▽

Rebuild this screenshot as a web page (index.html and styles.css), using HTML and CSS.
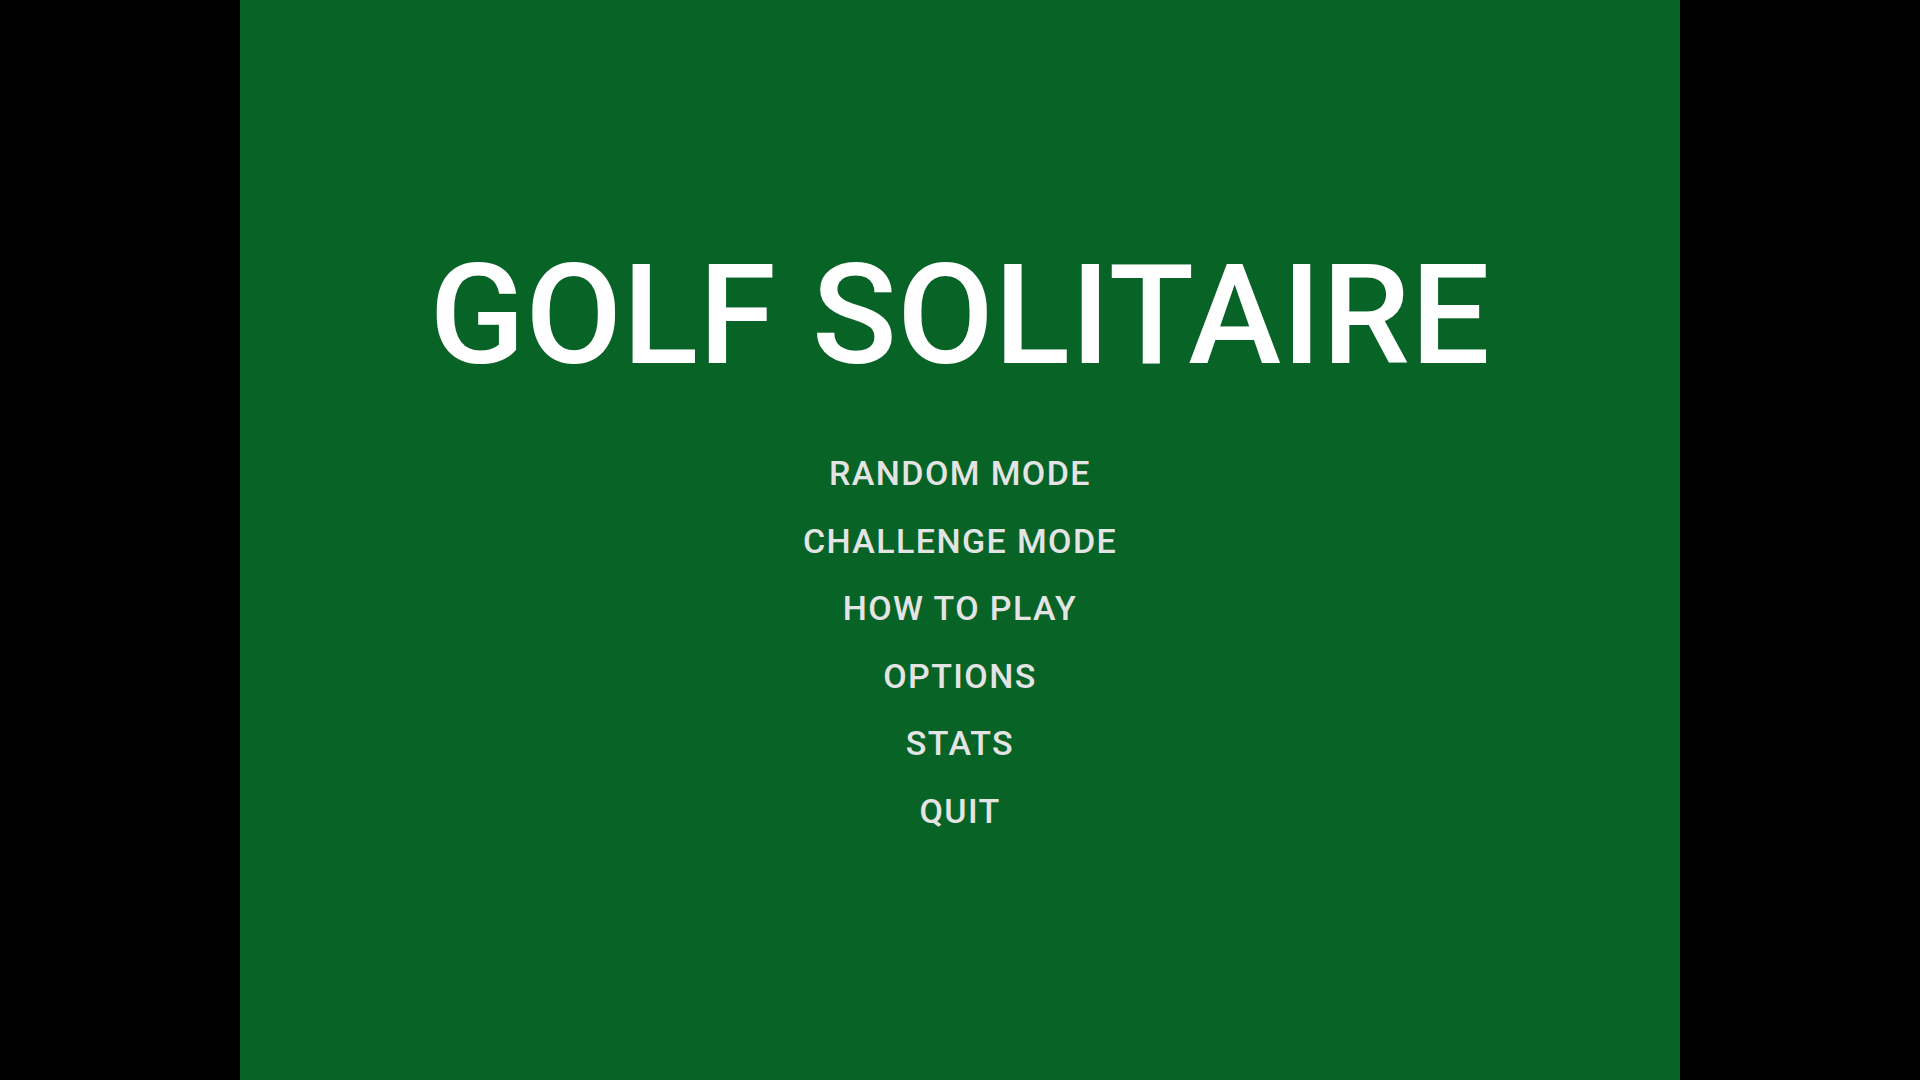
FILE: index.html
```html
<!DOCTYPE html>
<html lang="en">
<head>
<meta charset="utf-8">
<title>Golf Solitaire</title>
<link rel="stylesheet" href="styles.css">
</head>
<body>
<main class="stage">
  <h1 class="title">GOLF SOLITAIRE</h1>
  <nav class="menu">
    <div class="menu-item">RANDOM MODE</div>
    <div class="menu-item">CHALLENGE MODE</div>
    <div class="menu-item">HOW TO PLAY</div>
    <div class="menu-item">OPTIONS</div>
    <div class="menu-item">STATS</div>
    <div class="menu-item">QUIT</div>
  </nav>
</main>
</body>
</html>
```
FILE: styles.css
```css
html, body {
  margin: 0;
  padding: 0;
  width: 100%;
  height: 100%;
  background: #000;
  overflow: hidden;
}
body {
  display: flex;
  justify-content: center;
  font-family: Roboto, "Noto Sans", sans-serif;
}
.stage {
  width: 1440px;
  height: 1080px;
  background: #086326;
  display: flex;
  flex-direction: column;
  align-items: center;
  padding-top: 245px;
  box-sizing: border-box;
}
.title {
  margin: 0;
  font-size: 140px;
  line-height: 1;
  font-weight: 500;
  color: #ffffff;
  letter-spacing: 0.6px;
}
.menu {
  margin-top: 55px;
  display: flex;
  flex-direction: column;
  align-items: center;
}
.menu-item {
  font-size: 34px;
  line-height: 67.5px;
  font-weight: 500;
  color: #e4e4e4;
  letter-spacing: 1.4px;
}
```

△

**Aim**. Omit the pictures and reproduce the listing exactly.

**Task result**.
Rebuild this screenshot as a web page (index.html and styles.css), using HTML and CSS.
FILE: index.html
```html
<!DOCTYPE html>
<html lang="en">
<head>
<meta charset="utf-8">
<title>Golf Solitaire</title>
<link rel="stylesheet" href="styles.css">
</head>
<body>
<main class="stage">
  <h1 class="title">GOLF SOLITAIRE</h1>
  <nav class="menu">
    <div class="menu-item">RANDOM MODE</div>
    <div class="menu-item">CHALLENGE MODE</div>
    <div class="menu-item">HOW TO PLAY</div>
    <div class="menu-item">OPTIONS</div>
    <div class="menu-item">STATS</div>
    <div class="menu-item">QUIT</div>
  </nav>
</main>
</body>
</html>
```
FILE: styles.css
```css
html, body {
  margin: 0;
  padding: 0;
  width: 100%;
  height: 100%;
  background: #000;
  overflow: hidden;
}
body {
  display: flex;
  justify-content: center;
  font-family: Roboto, "Noto Sans", sans-serif;
}
.stage {
  width: 1440px;
  height: 1080px;
  background: #086326;
  display: flex;
  flex-direction: column;
  align-items: center;
  padding-top: 245px;
  box-sizing: border-box;
}
.title {
  margin: 0;
  font-size: 140px;
  line-height: 1;
  font-weight: 500;
  color: #ffffff;
  letter-spacing: 0.6px;
}
.menu {
  margin-top: 55px;
  display: flex;
  flex-direction: column;
  align-items: center;
}
.menu-item {
  font-size: 34px;
  line-height: 67.5px;
  font-weight: 500;
  color: #e4e4e4;
  letter-spacing: 1.4px;
}
```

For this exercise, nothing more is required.